J’ai par ailleurs fait remarquer qu’il fallait laisser du temps à ces négociations. Une bonne négociation doit documenter tous les sujets de façon complète et partagée. Elle suppose de d’abord échanger sur les enjeux, sur les données nécessaires à se comprendre, et tout cela prend du temps. Il faut respecter ce paramètre.
Votre homologue de la CGT, Sophie Binet a salué à l'issue de la réunion un « frémissement d'autonomie » de la part de Mme Borne face au patronat. Partagez-vous cet avis ?
Je n’avais pas entendu ce propos mais je trouve bien qu’elle l’ait relevé et j’aime bien l’expression. Pour avoir une chance de déboucher sur des accords ambitieux, il faut que le cadre soit contraignant pour les employeurs. Or, et je l’ai dit à la réunion de Matignon, depuis des années, le gouvernement est pro-patronal, revendiqué ! C’est une erreur parce qu’on ne peut pas comme cela favoriser le point de vue unique des employeurs pour prétendre assurer le développement de l’entreprise. C’est exactement le contraire qui se produit. Il faut que le gouvernement ait un rôle neutre et crée les conditions d’un rapport de force équilibré entre les employeurs et les salariés. Par son action et par le cadre qu’il pose, le gouvernement semble commencer effectivement à rééquilibrer le rapport de forces.
Sur France Info, vous avez parlé des traces « indélébiles » laissées par la réforme des retraites. Alors qu’une nouvelle intersyndicale est prévue fin août, faut-il comprendre que ce dossier ne se referme pas ?

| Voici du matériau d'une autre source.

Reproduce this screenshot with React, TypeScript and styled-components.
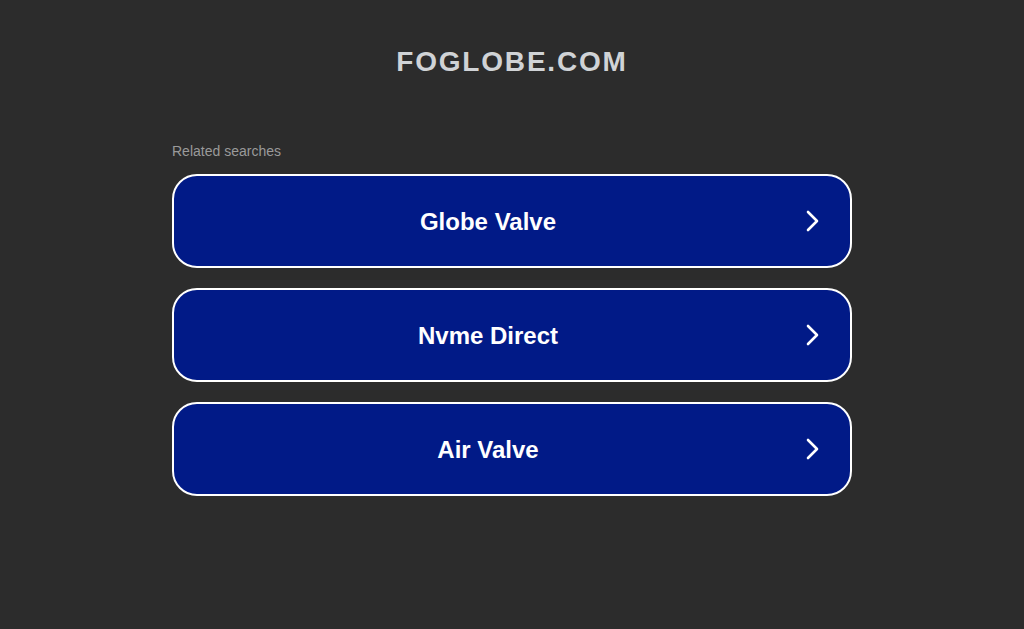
import React from 'react';
import styled, { createGlobalStyle } from 'styled-components';

const GlobalStyle = createGlobalStyle`
  html, body {
    margin: 0;
    padding: 0;
    background: #2c2c2c;
  }
  body {
    font-family: Arial, "Liberation Sans", sans-serif;
  }
`;

const searches = ['Globe Valve', 'Nvme Direct', 'Air Valve'];

const Chevron = () => (
  <svg width="16" height="24" viewBox="0 0 16 24" fill="none">
    <path
      d="M3 3 L12 12 L3 21"
      stroke="#ffffff"
      strokeWidth="2.6"
      strokeLinecap="round"
      strokeLinejoin="round"
    />
  </svg>
);

const App = () => {
  return (
    <Page>
      <GlobalStyle />
      <Domain>FOGLOBE.COM</Domain>
      <Content>
        <Label>Related searches</Label>
        <List>
          {searches.map((s) => (
            <SearchLink key={s} href="#">
              <LinkText>{s}</LinkText>
              <Arrow>
                <Chevron />
              </Arrow>
            </SearchLink>
          ))}
        </List>
      </Content>
    </Page>
  );
};

const Page = styled.div`
  min-height: 629px;
  background: #2c2c2c;
  display: flex;
  flex-direction: column;
  align-items: center;
  padding-top: 45px;
  box-sizing: border-box;
`;

const Domain = styled.h1`
  margin: 0;
  font-size: 28px;
  line-height: 34px;
  font-weight: 700;
  letter-spacing: 1.8px;
  color: #d0d3d6;
`;

const Content = styled.div`
  width: 680px;
  margin-top: 64px;
  display: flex;
  flex-direction: column;
`;

const Label = styled.div`
  font-size: 14px;
  line-height: 16px;
  color: #9a9a9a;
  margin-bottom: 15px;
`;

const List = styled.div`
  display: flex;
  flex-direction: column;
  gap: 20px;
`;

const SearchLink = styled.a`
  display: flex;
  align-items: center;
  height: 94px;
  box-sizing: border-box;
  border: 2px solid #ffffff;
  border-radius: 25px;
  background: #011a87;
  text-decoration: none;
  padding: 2px 29px 0 0;
`;

const LinkText = styled.span`
  flex: 1;
  text-align: center;
  font-size: 24px;
  font-weight: 700;
  color: #ffffff;
`;

const Arrow = styled.span`
  display: flex;
  align-items: center;
  padding-left: 3px;
  margin-top: -2px;
`;

export default App;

La blessure des retraites ne se referme pas. Le sujet reste vif. Il va commencer à produire ses conséquences dès l’automne. Nous allons avoir la mesure du mensonge qui a été produit par le gouvernement lorsqu’il prétendait pouvoir appliquer la réforme des retraites en 2023 sans dommages, alors qu’on voit bien que dans les caisses rien n’est prêt pour le faire.